Most companies don't have a pipeline problem
They have a targeting problem.
They generate leads, run campaigns, and build funnels, but still struggle to convert.
Not because marketing is broken.
Because they're going after the wrong customers.
What an ICP actually is
ICP stands for Ideal Customer Profile.
An Ideal Customer Profile is a definition of the companies most likely to buy from you, convert efficiently, and generate long-term value.
That matters because an ICP is not just a targeting document. It is a revenue filter.
Most ICP content treats it like a marketing exercise. In practice, your Ideal Customer Profile should help you answer a much more important question:
Which companies are actually worth your team's time?
If your ICP is right:
- sales cycles get shorter
- conversion rates improve
- CAC comes down
- pipeline quality gets cleaner
If it's wrong, everything downstream gets harder.
ICP vs Personas
Personas describe people.
ICP defines companies.
Personas usually focus on job title, goals, motivations, and responsibilities.
ICP focuses on company-level fit: industry, company size, revenue range, operational maturity, and buying readiness.
Describes people
- Job title & responsibilities
- Goals & motivations
- Helps messaging
Defines companies
- Industry, size & revenue band
- Buying readiness & urgency
- Drives pipeline
What a high-performing ICP actually includes
Most teams stop too early.
A strong ICP has four layers:
Firmographics
Industry, company size, revenue band, and geography.
Operational signals
Do they have a sales team? Are they using a CRM? Are they investing in growth? Do they have the internal structure to execute?
Pain intensity
Is the problem tied to revenue? Is leadership aware of it? Is there real urgency?
Buying readiness
Do they have budget, authority, and a realistic timeline?

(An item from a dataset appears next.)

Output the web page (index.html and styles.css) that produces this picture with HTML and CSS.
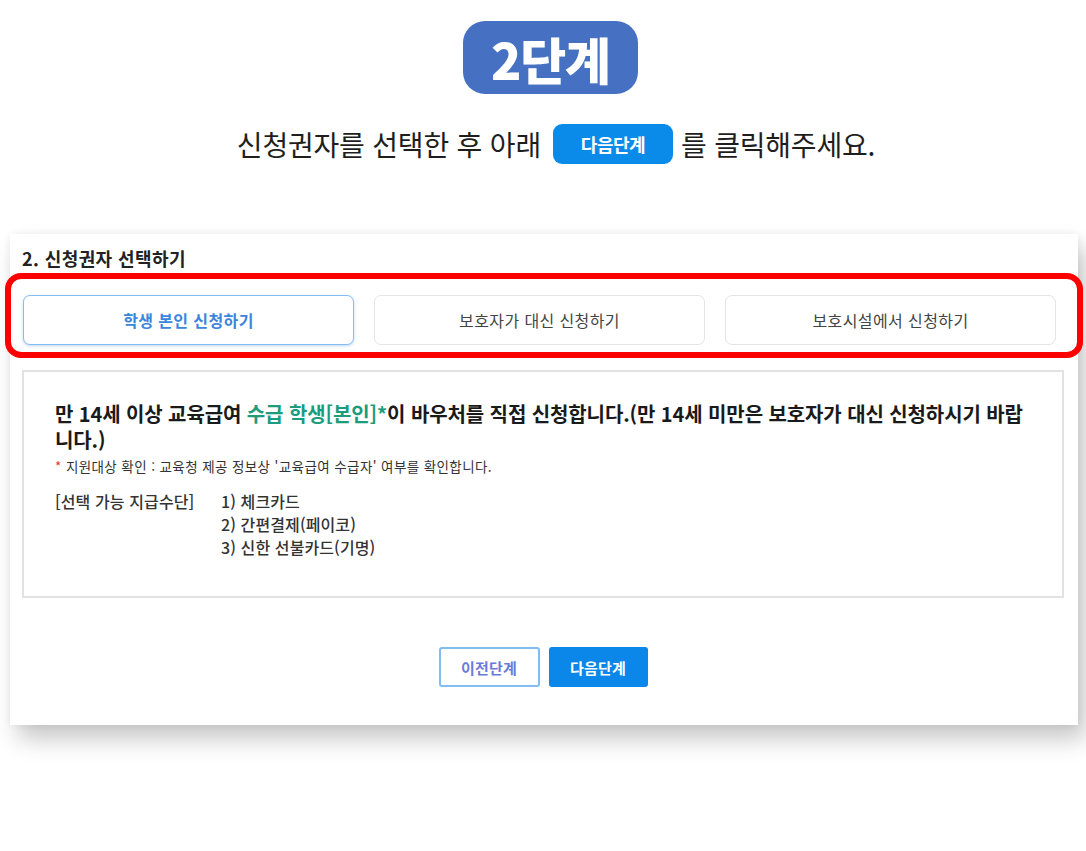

Your highest-value Ideal Customer Profile exists where all four layers overlap.
How to define your ICP
Most ICP work becomes guesswork because teams start with assumptions instead of data.

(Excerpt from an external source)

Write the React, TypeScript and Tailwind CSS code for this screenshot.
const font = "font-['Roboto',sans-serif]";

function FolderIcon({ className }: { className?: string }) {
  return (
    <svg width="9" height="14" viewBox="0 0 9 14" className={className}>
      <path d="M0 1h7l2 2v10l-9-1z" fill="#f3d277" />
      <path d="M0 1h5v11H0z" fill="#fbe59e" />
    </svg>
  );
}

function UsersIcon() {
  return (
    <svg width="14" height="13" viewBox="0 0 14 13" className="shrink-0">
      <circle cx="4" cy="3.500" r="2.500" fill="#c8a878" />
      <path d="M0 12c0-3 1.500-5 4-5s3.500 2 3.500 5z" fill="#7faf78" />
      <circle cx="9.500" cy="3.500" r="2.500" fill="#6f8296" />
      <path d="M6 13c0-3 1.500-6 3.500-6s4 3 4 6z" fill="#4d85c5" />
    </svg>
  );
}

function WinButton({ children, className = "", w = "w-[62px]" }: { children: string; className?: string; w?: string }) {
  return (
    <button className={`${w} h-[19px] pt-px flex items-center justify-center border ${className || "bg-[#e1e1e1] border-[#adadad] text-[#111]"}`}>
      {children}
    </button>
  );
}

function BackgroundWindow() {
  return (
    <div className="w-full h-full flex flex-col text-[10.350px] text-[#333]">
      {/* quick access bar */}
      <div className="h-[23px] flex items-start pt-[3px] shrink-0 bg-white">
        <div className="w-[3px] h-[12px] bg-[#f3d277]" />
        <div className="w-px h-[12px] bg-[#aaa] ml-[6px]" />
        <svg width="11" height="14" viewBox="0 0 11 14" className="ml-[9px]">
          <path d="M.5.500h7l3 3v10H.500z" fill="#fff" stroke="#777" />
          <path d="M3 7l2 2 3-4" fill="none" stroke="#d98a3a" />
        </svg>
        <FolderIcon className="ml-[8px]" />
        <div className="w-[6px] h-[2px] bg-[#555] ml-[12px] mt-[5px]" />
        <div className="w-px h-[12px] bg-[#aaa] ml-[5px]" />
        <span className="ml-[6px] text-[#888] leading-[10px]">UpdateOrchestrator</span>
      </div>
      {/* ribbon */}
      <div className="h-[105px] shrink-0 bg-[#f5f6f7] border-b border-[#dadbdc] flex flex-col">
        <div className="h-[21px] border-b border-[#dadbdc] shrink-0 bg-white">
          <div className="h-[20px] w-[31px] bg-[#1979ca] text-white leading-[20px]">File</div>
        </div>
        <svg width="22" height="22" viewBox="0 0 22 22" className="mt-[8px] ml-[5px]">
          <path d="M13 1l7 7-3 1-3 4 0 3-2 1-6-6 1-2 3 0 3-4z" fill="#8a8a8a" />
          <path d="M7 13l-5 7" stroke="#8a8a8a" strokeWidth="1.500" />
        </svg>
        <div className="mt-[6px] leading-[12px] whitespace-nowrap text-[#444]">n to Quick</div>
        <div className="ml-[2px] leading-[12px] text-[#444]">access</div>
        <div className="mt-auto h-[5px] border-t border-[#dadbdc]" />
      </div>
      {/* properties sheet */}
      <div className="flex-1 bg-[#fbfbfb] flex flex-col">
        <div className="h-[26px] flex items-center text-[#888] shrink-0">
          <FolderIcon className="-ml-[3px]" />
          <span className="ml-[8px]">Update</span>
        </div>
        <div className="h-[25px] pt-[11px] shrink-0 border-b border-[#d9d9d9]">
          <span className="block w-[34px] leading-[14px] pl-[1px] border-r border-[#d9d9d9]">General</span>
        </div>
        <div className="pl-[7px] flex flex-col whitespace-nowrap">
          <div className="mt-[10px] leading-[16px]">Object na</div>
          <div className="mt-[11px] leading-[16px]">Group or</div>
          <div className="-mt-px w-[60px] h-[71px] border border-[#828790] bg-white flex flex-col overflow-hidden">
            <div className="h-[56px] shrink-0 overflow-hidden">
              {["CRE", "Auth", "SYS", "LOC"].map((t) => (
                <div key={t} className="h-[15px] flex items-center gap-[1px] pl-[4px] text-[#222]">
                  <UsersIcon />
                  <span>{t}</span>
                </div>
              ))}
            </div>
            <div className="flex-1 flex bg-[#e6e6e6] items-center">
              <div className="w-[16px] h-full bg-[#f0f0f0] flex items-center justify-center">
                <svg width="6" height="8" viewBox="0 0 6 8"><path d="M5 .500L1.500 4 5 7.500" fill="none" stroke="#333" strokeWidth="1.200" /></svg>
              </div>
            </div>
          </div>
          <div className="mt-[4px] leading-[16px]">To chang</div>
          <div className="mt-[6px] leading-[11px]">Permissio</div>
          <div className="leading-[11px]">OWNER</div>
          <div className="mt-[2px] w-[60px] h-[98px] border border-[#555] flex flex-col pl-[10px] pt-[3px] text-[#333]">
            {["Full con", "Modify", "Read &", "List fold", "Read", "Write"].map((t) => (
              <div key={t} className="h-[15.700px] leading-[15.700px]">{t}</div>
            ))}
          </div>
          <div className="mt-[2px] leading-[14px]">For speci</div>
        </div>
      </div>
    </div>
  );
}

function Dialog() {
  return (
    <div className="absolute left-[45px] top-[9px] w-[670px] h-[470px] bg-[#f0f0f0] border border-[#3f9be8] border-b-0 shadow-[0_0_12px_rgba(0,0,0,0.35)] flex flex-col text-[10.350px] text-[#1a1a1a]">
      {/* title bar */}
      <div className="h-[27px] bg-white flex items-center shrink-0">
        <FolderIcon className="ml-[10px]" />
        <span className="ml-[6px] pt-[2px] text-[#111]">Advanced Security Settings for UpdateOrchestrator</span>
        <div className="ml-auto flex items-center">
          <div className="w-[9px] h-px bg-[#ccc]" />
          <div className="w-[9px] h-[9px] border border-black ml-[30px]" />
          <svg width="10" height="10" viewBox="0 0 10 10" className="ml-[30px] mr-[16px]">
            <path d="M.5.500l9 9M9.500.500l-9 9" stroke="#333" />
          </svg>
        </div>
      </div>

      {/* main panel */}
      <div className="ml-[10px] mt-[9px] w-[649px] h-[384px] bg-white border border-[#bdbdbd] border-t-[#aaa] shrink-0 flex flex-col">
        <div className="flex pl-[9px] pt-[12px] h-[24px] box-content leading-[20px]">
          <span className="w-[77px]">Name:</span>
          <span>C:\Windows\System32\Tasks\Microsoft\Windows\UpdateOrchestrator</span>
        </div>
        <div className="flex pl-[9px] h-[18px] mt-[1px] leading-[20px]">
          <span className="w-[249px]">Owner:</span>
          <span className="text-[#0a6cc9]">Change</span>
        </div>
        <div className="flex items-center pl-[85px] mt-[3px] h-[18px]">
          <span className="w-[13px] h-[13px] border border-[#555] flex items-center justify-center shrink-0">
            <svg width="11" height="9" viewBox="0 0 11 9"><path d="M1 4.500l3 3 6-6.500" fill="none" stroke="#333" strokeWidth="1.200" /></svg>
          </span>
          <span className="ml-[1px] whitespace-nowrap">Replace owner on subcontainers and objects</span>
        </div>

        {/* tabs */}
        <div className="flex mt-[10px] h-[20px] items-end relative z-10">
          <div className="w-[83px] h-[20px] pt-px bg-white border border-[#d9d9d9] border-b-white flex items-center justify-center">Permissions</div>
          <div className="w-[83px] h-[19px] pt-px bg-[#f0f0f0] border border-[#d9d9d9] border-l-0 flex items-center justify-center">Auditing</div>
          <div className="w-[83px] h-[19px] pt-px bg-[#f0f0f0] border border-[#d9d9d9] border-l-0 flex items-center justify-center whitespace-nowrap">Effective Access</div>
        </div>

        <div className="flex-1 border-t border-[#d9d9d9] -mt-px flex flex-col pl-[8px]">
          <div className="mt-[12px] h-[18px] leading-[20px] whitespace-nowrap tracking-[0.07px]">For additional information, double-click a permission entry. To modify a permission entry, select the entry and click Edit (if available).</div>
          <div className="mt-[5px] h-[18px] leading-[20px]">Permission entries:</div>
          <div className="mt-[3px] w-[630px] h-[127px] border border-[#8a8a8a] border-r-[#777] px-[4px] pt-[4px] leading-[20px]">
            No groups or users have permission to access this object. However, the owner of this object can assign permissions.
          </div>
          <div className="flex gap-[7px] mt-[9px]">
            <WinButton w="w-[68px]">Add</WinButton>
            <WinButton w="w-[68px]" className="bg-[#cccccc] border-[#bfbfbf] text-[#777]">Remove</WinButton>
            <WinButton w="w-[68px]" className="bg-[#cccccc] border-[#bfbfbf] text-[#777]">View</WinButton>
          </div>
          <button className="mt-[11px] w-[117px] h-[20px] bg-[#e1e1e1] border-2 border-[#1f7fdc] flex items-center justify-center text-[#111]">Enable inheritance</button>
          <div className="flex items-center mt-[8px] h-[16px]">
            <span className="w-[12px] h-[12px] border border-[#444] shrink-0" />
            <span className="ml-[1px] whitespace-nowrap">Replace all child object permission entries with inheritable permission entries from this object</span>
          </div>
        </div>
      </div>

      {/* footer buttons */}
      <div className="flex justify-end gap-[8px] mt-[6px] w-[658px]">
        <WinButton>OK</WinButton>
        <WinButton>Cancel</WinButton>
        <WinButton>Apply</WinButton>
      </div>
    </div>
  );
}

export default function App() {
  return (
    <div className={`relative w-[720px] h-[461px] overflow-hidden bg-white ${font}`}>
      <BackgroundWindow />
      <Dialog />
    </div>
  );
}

Here is the better approach.
Start with your best customers
Do not look at all customers. Look at the best ones. Which accounts closed fastest? Which accounts pay the most? Which customers stay the longest? Which customers expand? That is your starting point.
Find patterns
Look for shared characteristics across industry clusters, company sizes, common use cases, and similar buying triggers. This is not about guessing who you want. It is about reverse engineering who already works best.
Eliminate bad-fit accounts
This is where clarity usually comes from. Who churned? Who took too long to close? Who created operational drag? Who never really fit the offer? A good ICP is defined by exclusion as much as inclusion.